To do
Copy the listing below in full and skip every picture.

Raw data
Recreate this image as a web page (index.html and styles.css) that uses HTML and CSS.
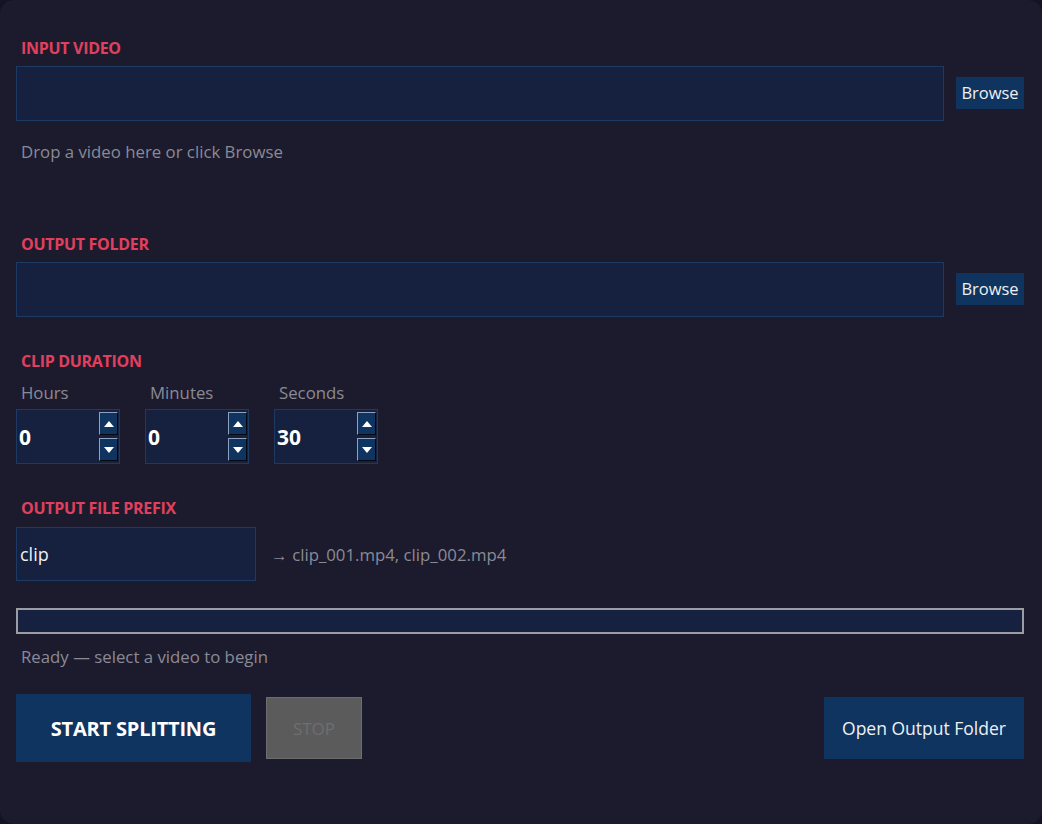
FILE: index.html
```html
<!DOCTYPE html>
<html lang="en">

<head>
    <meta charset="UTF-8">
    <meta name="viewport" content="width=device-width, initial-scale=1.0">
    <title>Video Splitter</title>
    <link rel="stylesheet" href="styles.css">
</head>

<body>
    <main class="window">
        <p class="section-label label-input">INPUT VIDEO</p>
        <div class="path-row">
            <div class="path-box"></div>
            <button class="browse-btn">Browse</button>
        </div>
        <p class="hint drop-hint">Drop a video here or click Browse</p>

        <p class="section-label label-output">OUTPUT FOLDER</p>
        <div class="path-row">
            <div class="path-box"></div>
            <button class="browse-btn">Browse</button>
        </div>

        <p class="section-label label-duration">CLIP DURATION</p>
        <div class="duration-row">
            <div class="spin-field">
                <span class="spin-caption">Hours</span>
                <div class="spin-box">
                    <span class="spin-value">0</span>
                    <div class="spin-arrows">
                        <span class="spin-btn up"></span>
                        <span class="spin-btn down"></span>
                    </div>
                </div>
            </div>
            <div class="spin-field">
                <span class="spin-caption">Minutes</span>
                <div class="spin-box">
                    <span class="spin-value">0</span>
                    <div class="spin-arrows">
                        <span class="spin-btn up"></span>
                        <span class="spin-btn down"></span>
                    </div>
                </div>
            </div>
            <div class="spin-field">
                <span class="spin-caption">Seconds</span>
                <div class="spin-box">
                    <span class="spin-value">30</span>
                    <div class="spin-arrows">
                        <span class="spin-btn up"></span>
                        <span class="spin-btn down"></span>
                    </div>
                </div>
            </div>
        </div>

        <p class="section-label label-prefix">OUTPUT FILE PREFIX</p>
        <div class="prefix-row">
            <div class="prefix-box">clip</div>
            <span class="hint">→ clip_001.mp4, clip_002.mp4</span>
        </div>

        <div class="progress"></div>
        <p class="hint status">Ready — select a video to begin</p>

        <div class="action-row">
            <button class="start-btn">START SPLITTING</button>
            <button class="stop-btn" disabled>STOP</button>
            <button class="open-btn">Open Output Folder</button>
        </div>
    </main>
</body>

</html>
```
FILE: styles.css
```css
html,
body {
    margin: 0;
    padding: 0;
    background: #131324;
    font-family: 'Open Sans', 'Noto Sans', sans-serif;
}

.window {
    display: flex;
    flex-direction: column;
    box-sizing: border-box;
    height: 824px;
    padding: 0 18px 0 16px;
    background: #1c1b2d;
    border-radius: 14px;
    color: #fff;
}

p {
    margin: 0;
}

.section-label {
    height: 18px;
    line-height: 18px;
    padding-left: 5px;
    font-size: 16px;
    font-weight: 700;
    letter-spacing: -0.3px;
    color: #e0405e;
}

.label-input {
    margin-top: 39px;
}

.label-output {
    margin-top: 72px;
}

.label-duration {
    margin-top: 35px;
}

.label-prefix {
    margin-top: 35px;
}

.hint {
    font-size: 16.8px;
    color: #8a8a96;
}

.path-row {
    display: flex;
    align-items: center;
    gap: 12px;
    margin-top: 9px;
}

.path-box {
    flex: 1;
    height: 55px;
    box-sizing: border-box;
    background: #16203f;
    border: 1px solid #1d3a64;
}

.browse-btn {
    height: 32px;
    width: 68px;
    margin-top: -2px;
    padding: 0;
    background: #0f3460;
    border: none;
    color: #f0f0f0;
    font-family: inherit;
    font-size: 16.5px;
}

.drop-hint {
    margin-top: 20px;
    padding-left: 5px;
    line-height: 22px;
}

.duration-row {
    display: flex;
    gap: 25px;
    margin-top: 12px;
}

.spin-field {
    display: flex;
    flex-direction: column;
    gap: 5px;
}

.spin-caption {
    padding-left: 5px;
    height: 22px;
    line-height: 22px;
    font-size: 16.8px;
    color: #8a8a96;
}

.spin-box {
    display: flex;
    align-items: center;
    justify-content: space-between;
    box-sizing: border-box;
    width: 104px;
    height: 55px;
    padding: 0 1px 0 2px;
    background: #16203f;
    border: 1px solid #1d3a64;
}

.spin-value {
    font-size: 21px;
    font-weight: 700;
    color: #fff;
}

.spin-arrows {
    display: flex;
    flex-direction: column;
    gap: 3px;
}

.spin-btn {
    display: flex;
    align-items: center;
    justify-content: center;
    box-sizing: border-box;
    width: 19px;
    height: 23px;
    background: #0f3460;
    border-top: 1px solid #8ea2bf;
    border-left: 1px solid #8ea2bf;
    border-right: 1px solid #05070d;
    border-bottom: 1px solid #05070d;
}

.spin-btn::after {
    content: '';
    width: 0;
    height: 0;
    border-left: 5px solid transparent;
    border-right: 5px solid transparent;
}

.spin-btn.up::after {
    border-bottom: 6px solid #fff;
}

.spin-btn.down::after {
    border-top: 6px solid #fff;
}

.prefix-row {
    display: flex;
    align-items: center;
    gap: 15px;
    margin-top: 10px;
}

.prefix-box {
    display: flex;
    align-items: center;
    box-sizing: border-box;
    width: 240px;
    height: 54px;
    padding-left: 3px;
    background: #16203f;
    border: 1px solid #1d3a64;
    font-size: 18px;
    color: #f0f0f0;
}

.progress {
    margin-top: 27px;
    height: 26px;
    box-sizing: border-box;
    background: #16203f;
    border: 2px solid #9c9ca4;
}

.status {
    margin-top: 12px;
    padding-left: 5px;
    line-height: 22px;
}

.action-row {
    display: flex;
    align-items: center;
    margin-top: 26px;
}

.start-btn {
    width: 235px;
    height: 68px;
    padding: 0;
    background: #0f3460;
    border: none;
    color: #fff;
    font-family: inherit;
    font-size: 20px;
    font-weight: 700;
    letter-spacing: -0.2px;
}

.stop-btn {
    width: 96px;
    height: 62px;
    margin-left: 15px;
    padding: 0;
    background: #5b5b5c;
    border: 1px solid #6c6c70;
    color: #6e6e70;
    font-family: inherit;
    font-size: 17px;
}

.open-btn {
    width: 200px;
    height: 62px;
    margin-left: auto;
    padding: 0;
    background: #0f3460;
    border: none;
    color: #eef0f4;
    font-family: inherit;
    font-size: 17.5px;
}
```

The result
Recreate this image as a web page (index.html and styles.css) that uses HTML and CSS.
FILE: index.html
```html
<!DOCTYPE html>
<html lang="en">

<head>
    <meta charset="UTF-8">
    <meta name="viewport" content="width=device-width, initial-scale=1.0">
    <title>Video Splitter</title>
    <link rel="stylesheet" href="styles.css">
</head>

<body>
    <main class="window">
        <p class="section-label label-input">INPUT VIDEO</p>
        <div class="path-row">
            <div class="path-box"></div>
            <button class="browse-btn">Browse</button>
        </div>
        <p class="hint drop-hint">Drop a video here or click Browse</p>

        <p class="section-label label-output">OUTPUT FOLDER</p>
        <div class="path-row">
            <div class="path-box"></div>
            <button class="browse-btn">Browse</button>
        </div>

        <p class="section-label label-duration">CLIP DURATION</p>
        <div class="duration-row">
            <div class="spin-field">
                <span class="spin-caption">Hours</span>
                <div class="spin-box">
                    <span class="spin-value">0</span>
                    <div class="spin-arrows">
                        <span class="spin-btn up"></span>
                        <span class="spin-btn down"></span>
                    </div>
                </div>
            </div>
            <div class="spin-field">
                <span class="spin-caption">Minutes</span>
                <div class="spin-box">
                    <span class="spin-value">0</span>
                    <div class="spin-arrows">
                        <span class="spin-btn up"></span>
                        <span class="spin-btn down"></span>
                    </div>
                </div>
            </div>
            <div class="spin-field">
                <span class="spin-caption">Seconds</span>
                <div class="spin-box">
                    <span class="spin-value">30</span>
                    <div class="spin-arrows">
                        <span class="spin-btn up"></span>
                        <span class="spin-btn down"></span>
                    </div>
                </div>
            </div>
        </div>

        <p class="section-label label-prefix">OUTPUT FILE PREFIX</p>
        <div class="prefix-row">
            <div class="prefix-box">clip</div>
            <span class="hint">→ clip_001.mp4, clip_002.mp4</span>
        </div>

        <div class="progress"></div>
        <p class="hint status">Ready — select a video to begin</p>

        <div class="action-row">
            <button class="start-btn">START SPLITTING</button>
            <button class="stop-btn" disabled>STOP</button>
            <button class="open-btn">Open Output Folder</button>
        </div>
    </main>
</body>

</html>
```
FILE: styles.css
```css
html,
body {
    margin: 0;
    padding: 0;
    background: #131324;
    font-family: 'Open Sans', 'Noto Sans', sans-serif;
}

.window {
    display: flex;
    flex-direction: column;
    box-sizing: border-box;
    height: 824px;
    padding: 0 18px 0 16px;
    background: #1c1b2d;
    border-radius: 14px;
    color: #fff;
}

p {
    margin: 0;
}

.section-label {
    height: 18px;
    line-height: 18px;
    padding-left: 5px;
    font-size: 16px;
    font-weight: 700;
    letter-spacing: -0.3px;
    color: #e0405e;
}

.label-input {
    margin-top: 39px;
}

.label-output {
    margin-top: 72px;
}

.label-duration {
    margin-top: 35px;
}

.label-prefix {
    margin-top: 35px;
}

.hint {
    font-size: 16.8px;
    color: #8a8a96;
}

.path-row {
    display: flex;
    align-items: center;
    gap: 12px;
    margin-top: 9px;
}

.path-box {
    flex: 1;
    height: 55px;
    box-sizing: border-box;
    background: #16203f;
    border: 1px solid #1d3a64;
}

.browse-btn {
    height: 32px;
    width: 68px;
    margin-top: -2px;
    padding: 0;
    background: #0f3460;
    border: none;
    color: #f0f0f0;
    font-family: inherit;
    font-size: 16.5px;
}

.drop-hint {
    margin-top: 20px;
    padding-left: 5px;
    line-height: 22px;
}

.duration-row {
    display: flex;
    gap: 25px;
    margin-top: 12px;
}

.spin-field {
    display: flex;
    flex-direction: column;
    gap: 5px;
}

.spin-caption {
    padding-left: 5px;
    height: 22px;
    line-height: 22px;
    font-size: 16.8px;
    color: #8a8a96;
}

.spin-box {
    display: flex;
    align-items: center;
    justify-content: space-between;
    box-sizing: border-box;
    width: 104px;
    height: 55px;
    padding: 0 1px 0 2px;
    background: #16203f;
    border: 1px solid #1d3a64;
}

.spin-value {
    font-size: 21px;
    font-weight: 700;
    color: #fff;
}

.spin-arrows {
    display: flex;
    flex-direction: column;
    gap: 3px;
}

.spin-btn {
    display: flex;
    align-items: center;
    justify-content: center;
    box-sizing: border-box;
    width: 19px;
    height: 23px;
    background: #0f3460;
    border-top: 1px solid #8ea2bf;
    border-left: 1px solid #8ea2bf;
    border-right: 1px solid #05070d;
    border-bottom: 1px solid #05070d;
}

.spin-btn::after {
    content: '';
    width: 0;
    height: 0;
    border-left: 5px solid transparent;
    border-right: 5px solid transparent;
}

.spin-btn.up::after {
    border-bottom: 6px solid #fff;
}

.spin-btn.down::after {
    border-top: 6px solid #fff;
}

.prefix-row {
    display: flex;
    align-items: center;
    gap: 15px;
    margin-top: 10px;
}

.prefix-box {
    display: flex;
    align-items: center;
    box-sizing: border-box;
    width: 240px;
    height: 54px;
    padding-left: 3px;
    background: #16203f;
    border: 1px solid #1d3a64;
    font-size: 18px;
    color: #f0f0f0;
}

.progress {
    margin-top: 27px;
    height: 26px;
    box-sizing: border-box;
    background: #16203f;
    border: 2px solid #9c9ca4;
}

.status {
    margin-top: 12px;
    padding-left: 5px;
    line-height: 22px;
}

.action-row {
    display: flex;
    align-items: center;
    margin-top: 26px;
}

.start-btn {
    width: 235px;
    height: 68px;
    padding: 0;
    background: #0f3460;
    border: none;
    color: #fff;
    font-family: inherit;
    font-size: 20px;
    font-weight: 700;
    letter-spacing: -0.2px;
}

.stop-btn {
    width: 96px;
    height: 62px;
    margin-left: 15px;
    padding: 0;
    background: #5b5b5c;
    border: 1px solid #6c6c70;
    color: #6e6e70;
    font-family: inherit;
    font-size: 17px;
}

.open-btn {
    width: 200px;
    height: 62px;
    margin-left: auto;
    padding: 0;
    background: #0f3460;
    border: none;
    color: #eef0f4;
    font-family: inherit;
    font-size: 17.5px;
}
```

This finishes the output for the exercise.